For all these metals, the world supply is little diversified: China is the world's largest producer, holding shares exceeding 33% and reaching up to 55% for aluminum.
The supply is more diversified for their respective ores. However, even in the case of ores, China plays a fundamental role, being the world's leading producer of lead and zinc ores with shares exceeding 40% and 30%, respectively.

Price relationships between metals and ores

Since ores represent a significant cost component in the production of related metals, it is logical to expect a close relationship between the price of the ore and the price of the primary metal. Additionally, given the importance of recycling for these metals, the price of scrap will also be correlated with the price of the ore, through substitution effects, and with the price of the metal, through the costs associated with recycled metal.

Studying the relationship between the prices of ores, scrap, and metals is essential to understand the behavior of these markets and how the interaction between demand, supply, and costs contributes to price formation. Furthermore, the prices of these four metals are quoted on the London Metal Exchange (LME), both as spot prices, with physical delivery in 3 days, and as futures prices, with deferred delivery. At the LME, not only physical operators but also financial operators participate, bringing their evaluations of market conditions and expectations of how these might evolve in the future.

It can be useful to conduct a statistical analysis of the existing relationships for each metal between the price of the ore, scrap, and the metal, both as physical and financial prices quoted on the LME. This analysis can reveal whether the financial price serves as a guide for the three involved physical prices, or if the relationships between the three physical markets (metal, ore, and scrap) generate economic signals to which the financial price must, in some way, align.

The most suitable statistical tool for this analysis is the partial correlation matrix. Unlike simple correlations, which measure the relationship between two prices without distinguishing between direct or indirect relationships (i.e., due to the presence of other correlated prices), the partial correlation matrix measures only the direct relationships between pairs of prices.
In the following figure, the partial correlation matrices for the four considered metals are shown. Each matrix displays the partial correlations between the pairs of prices for the ore, scrap, and metal, both as physical and financial prices. Values close to +1 indicate a strong direct relationship between the pair of prices considered, while values close to zero indicate the absence of a direct relationship.

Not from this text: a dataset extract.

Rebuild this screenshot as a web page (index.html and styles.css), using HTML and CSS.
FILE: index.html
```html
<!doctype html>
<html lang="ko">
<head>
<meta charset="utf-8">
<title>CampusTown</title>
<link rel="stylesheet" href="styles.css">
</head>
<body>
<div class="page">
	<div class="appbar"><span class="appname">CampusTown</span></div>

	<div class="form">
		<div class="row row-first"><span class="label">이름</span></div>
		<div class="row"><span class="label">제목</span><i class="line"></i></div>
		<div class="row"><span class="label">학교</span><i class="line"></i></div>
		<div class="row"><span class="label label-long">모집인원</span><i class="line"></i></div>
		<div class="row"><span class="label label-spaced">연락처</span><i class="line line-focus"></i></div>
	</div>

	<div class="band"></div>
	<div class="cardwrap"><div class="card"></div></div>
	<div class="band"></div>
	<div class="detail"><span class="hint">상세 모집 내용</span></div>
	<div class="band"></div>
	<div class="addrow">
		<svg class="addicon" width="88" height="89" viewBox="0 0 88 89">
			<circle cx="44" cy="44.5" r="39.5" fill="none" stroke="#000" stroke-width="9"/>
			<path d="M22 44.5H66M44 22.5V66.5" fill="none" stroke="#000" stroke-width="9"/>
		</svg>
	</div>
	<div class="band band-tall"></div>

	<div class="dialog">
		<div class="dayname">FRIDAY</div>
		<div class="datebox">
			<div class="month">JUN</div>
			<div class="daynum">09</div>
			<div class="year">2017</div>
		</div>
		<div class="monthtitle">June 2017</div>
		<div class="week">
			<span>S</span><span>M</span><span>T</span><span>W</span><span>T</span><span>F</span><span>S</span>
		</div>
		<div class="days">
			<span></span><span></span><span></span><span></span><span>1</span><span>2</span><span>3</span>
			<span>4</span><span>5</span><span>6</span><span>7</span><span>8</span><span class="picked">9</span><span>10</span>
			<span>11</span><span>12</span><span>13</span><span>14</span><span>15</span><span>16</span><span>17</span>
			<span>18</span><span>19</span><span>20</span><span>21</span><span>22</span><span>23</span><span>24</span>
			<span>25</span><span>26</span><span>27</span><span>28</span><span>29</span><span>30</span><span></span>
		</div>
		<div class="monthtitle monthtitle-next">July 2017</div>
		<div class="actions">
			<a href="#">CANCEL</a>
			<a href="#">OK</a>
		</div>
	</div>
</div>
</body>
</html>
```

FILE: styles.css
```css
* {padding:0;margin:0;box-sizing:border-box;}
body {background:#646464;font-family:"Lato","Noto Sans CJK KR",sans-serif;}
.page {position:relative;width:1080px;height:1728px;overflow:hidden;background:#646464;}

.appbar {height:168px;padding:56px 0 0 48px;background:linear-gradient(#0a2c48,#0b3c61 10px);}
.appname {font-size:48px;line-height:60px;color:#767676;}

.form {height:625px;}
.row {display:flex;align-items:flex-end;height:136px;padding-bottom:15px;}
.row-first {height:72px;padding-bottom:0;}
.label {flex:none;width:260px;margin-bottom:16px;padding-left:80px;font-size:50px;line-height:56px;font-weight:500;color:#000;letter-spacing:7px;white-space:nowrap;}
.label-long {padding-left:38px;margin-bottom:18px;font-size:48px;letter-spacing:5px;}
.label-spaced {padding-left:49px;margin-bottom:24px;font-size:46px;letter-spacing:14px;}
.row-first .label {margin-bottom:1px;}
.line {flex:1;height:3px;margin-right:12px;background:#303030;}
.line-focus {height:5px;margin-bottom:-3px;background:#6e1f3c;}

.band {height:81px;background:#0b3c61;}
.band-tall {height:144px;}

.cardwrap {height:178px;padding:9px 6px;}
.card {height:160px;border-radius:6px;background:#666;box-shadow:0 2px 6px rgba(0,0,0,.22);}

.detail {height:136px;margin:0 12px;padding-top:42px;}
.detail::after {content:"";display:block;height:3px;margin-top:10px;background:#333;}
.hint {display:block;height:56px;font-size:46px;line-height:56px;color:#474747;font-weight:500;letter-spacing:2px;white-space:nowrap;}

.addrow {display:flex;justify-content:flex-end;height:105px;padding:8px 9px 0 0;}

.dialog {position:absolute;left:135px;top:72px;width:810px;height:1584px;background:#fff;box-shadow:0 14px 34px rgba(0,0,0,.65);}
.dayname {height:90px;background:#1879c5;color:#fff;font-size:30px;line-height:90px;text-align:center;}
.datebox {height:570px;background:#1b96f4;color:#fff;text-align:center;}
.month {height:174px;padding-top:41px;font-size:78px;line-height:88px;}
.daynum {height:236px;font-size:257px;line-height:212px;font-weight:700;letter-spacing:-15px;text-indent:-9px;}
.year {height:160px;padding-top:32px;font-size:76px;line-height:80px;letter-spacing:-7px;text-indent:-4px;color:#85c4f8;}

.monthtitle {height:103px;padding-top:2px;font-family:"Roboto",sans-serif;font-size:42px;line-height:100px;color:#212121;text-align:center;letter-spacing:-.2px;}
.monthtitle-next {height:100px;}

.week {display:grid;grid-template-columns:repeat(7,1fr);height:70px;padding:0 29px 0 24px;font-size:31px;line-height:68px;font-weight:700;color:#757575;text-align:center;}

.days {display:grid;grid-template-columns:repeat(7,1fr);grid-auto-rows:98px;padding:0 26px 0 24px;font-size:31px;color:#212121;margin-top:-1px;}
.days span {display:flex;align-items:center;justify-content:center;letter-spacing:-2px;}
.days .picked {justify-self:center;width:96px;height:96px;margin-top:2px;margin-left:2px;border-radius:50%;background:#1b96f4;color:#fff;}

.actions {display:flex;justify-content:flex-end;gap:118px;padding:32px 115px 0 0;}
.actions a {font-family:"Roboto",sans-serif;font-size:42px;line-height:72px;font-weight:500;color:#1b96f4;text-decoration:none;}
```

Partial correlation matrix between ore, scrap and metal prices

Aluminum Lead
Aluminum: partial correlation matrix between ore, scrap and metal prices Lead: partial correlation matrix between ore, scrap and metal prices
Zinc Copper
Zinc: partial correlation matrix between ore, scrap and metal prices Copper: partial correlation matrix between ore, scrap and metal prices

The analysis of these data allows us to extract the following signals:

  • In the case of aluminum, the relationship between the physical price and the financial price of metal is relatively low, while the relationship between scrap and metal is relatively high, confirming the importance of recycling for this metal. The price of ore[1] is partially related to the physical price of the metal;
  • The case of lead is similar to that of aluminum, with the difference, however, of the greater role played by the financial price. It is strongly correlated with both the physical metal price and the scrap price;
  • The cases of zinc and copper are similar to each other and different from those of aluminum and lead. In these cases, the scrap price is not directly correlated with the other prices, while the correlation between the mineral price and the physical metal price is significant. For zinc and copper, the incidence of mineral costs is relatively high. As expected, copper is characterized by a high direct correlation between the physical price and the financial price of the metal.

Conclusions

An isolated analysis of the market for a single metal may not capture all the relevant factors that influence its price. Only an integrated analysis of the markets for minerals, scrap, and metal, including their respective physical and financial prices, can provide a comprehensive understanding of the economic forces at play. Although this integrated analysis is not immediate, a preliminary analysis of the different relationships can be conducted using the partial correlation matrix of the various prices involved.

The reported results confirm the strong direct relationship between the physical price and the financial price of the metal, with variability ranging from a particularly intense relationship for copper to a relatively less intense one for aluminum. However, contrary to expectations, the direct relationship of the metal's financial prices does not always extend to scrap and minerals. In some significant cases, a direct relationship between the prices of minerals and scrap with the physical price of the metal has emerged.

This implies that, in the relationship between the physical prices of minerals, scrap, and metal, there may be signals regarding the actual supply and demand situation in the markets, net of the effects exerted by the evaluations and expectations of financial operators, implicit in the financial prices of the metal.


[1] The main ore from which aluminium is extracted is bauxite, with an intermediate step given by the production of alumina. In order to analyse the relationship between the price of aluminium and the price of its mining input, in this analysis we have considered the price of alumina to be the most suitable price of this input.